いまだに手こずることがある、直腸脱手術のおはなし

  • 2024年1月13日
  • 2024年1月13日
  • 直腸脱

 

おはようございます。

辻仲病院柏の葉・骨盤臓器脱外科医師の、赤木一成です。

 

今回のテーマは、難敵「直腸脱」についてです。

 

現在、骨盤臓器脱(子宮脱・膀胱瘤・直腸瘤・膣脱)の再発に関しては、ほぼ完全に制圧できてるんですけど(再発率1%程度)・・・

 

直腸脱はいまだに、ときどき再発で苦労してます(私の場合5%くらいの再発率)

 

今回は、この辺の事情について、お話させていただきます。

よろしければ、お付き合いください。

 

直腸脱の重症度はさまざま

 

↑直腸脱には、軽症のものから重症のものまで、いろいろあります。

 

 

↑軽症の直腸脱は、手前側(肛門側)の直腸粘膜が先行して、「シワシワ」という感じで出てくることが多いです。

 

軽度のものは、直腸粘膜だけが脱出してきますが(直腸粘膜脱)・・・

ある程度進行してくると、粘膜にひっぱられて筋層も一緒に脱出してきます。

 

 

いっぽう↑重度の直腸脱では、直腸筋層が奥の方から下がってきて、「ボッコン」といった感じで大きく脱出してきます。

 

直腸脱の術式と、その適応

直腸脱の術式には、「経肛門手術」と「経腹手術」があります。

 

 

↑経肛門手術(デロルメ法など)は

「直腸の手前側(肛門の近く)」を修復固定するのが得意で、「奥の方」を修復固定することができません。

 

だから、直腸粘膜脱とか、軽度の直腸脱(だいたい脱出長5㎝以下が目安)に向きます。

 

 

 

いっぽう↑経腹手術(腹腔鏡下直腸固定術)は

直腸の「奥の方」を引っ張り上げて固定するのが得意で、「手前側」を修復固定する力は、経肛門手術に劣ります。

 

だから、拳くらい大きく脱出してくるような、重度の直腸脱に向きます。

 

術式を正しく選ぶ必要がある

術式選択が不適切だとどうなるか?

 

 

重度の直腸脱に↑経肛門手術を行って、手前側だけ修復固定しても・・・

 

奥の方は手付かずなので、あとで直腸が奥から脱出してきます。

 

 

逆に、直腸粘膜脱に↑直腸固定術を行って、筋層を奥の方に固定しても・・・

 

手前の直腸粘膜は手付かずなので、下がって出てきます。

 

 

 

と、いうことで。

 

直腸脱手術では、外来診察の時点で直腸脱のタイプを正しく判定して、適切な術式を選ぶ必要があるわけですね。

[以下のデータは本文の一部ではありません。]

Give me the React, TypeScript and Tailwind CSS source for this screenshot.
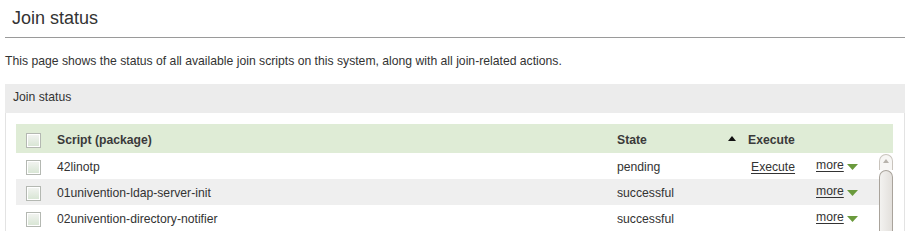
function Check() {
  return (
    <span className="box-border flex h-[15px] w-[15px] items-center justify-center border border-[#b4b8b2] bg-white p-[1px]">
      <span className="h-full w-full bg-gradient-to-b from-[#f1f3f0] to-[#d9e6d5]" />
    </span>
  );
}

function MoreLink() {
  return (
    <span className="flex items-center gap-[3px] pb-[4px]">
      <span className="underline underline-offset-2">more</span>
      <svg width="11" height="7" viewBox="0 0 11 7" className="mt-[6px]">
        <polygon points="0,0 11,0 5.5,6" fill="#6a9a3c" />
      </svg>
    </span>
  );
}

const rows = [
  { name: "42linotp", state: "pending", execute: true },
  { name: "01univention-ldap-server-init", state: "successful", execute: false },
  { name: "02univention-directory-notifier", state: "successful", execute: false },
];

export default function App() {
  return (
    <main className="h-[234px] w-[913px] overflow-hidden bg-white font-['Liberation_Sans',Arial,sans-serif] text-[12.2px] text-[#333]">
      <div className="ml-[5px] h-[38px] w-[900px] border-b border-[#9a9a9a] pl-[7px] pt-[7px] text-[18px] leading-[22px]">
        Join status
      </div>
      <p className="pl-[5px] pt-[16px] leading-[14px]">
        This page shows the status of all available join scripts on this system, along with all join-related actions.
      </p>
      <section className="ml-[5px] mt-[16px] w-[900px]">
        <div className="h-[29px] bg-[#ececec] pl-[8px] leading-[27px]">Join status</div>
        <div className="border-x border-[#e3e3e3] pl-[10px] pr-[11px] pt-[11px]">
          <div className="flex h-[29px] items-center bg-[#dfecd6] pt-[3px] font-bold text-[#3a3a3a]">
            <div className="w-[41px] pl-[10px]">
              <Check />
            </div>
            <div className="w-[560px]">Script (package)</div>
            <div className="flex w-[128px] items-center justify-between">
              <span>State</span>
              <svg width="8" height="5" viewBox="0 0 8 5" className="mr-[9px] mb-[2px]">
                <polygon points="0,5 8,5 4,0" fill="#111" />
              </svg>
            </div>
            <div className="pl-[3px]">Execute</div>
          </div>
          <div className="flex">
            <div className="flex-1">
              {rows.map((r, i) => (
                <div
                  key={r.name}
                  className={`flex h-[26px] items-center pt-[2px] ${i % 2 === 1 ? "bg-[#efefef]" : "bg-white"}`}
                >
                  <div className="w-[41px] pl-[10px]">
                    <Check />
                  </div>
                  <div className="w-[560px]">{r.name}</div>
                  <div className="w-[134px]">{r.state}</div>
                  <div className="w-[65px]">
                    {r.execute && <span className="underline underline-offset-2">Execute</span>}
                  </div>
                  <MoreLink />
                </div>
              ))}
            </div>
            <div className="flex w-[14px] flex-col pt-[1px]">
              <div className="flex h-[16px] items-start justify-center rounded-t-[7px] border border-b-0 border-[#c9c4bd] bg-[#f7f6f4] pt-[4px]">
                <svg width="6" height="4" viewBox="0 0 6 4">
                  <polygon points="0,4 6,4 3,0" fill="#b8b3ac" />
                </svg>
              </div>
              <div className="flex-1 rounded-t-[7px] border border-b-0 border-[#a9a39b] bg-gradient-to-r from-[#f3f2f0] to-[#e3e0dc]" />
            </div>
          </div>
        </div>
      </section>
    </main>
  );
}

(ここに示したほかにも、いくつかの選択基準があるんだけど、マニアック過ぎるので省略)

 

でも実際には難しい・・・

でも実際には・・・

適切な術式を選択できるケースばかりではありません。

 

ワタクシたち、年間100件の直腸脱手術をやってて、それなりに苦労してます(笑)

 

典型的な「苦労するパターン」

典型的な「苦労するパターン」は・・・

「重度の直腸脱だけど、全身状態が悪くて、経腹手術に耐えられるか微妙なケース」であります。

 

 

↑経腹手術(腹腔鏡手術)は、おなかをガスで膨らませて、頭を低くして行います。

その分、肺や心臓に負担がかかりやすくなります。

さらに手術時間も、経肛門手術より長くなります。

経腹手術は、経肛門手術より、負担が大きいということです。

 

だから、全身状態の悪い高齢者では・・・

重症の直腸脱でも、(再発可能性が高いのを承知で)経肛門手術を選ばざるを得ない状況があります。

この展開、ときどきあるんです。

 

 

あとは・・・

「術前に軽症だと思ってて、経肛門手術をやろうとして麻酔をかけたら、直腸が大きく出てきた」みたいなパターンもありますね。

 

足腰わるい高齢者とかだと、ろくに診察や検査ができなくて、術前に正しい重症度を判断するのが難しいことがあるんです。

 

 

 

以上、直腸脱の手術では、術式選択で苦労することがあるというお話でした。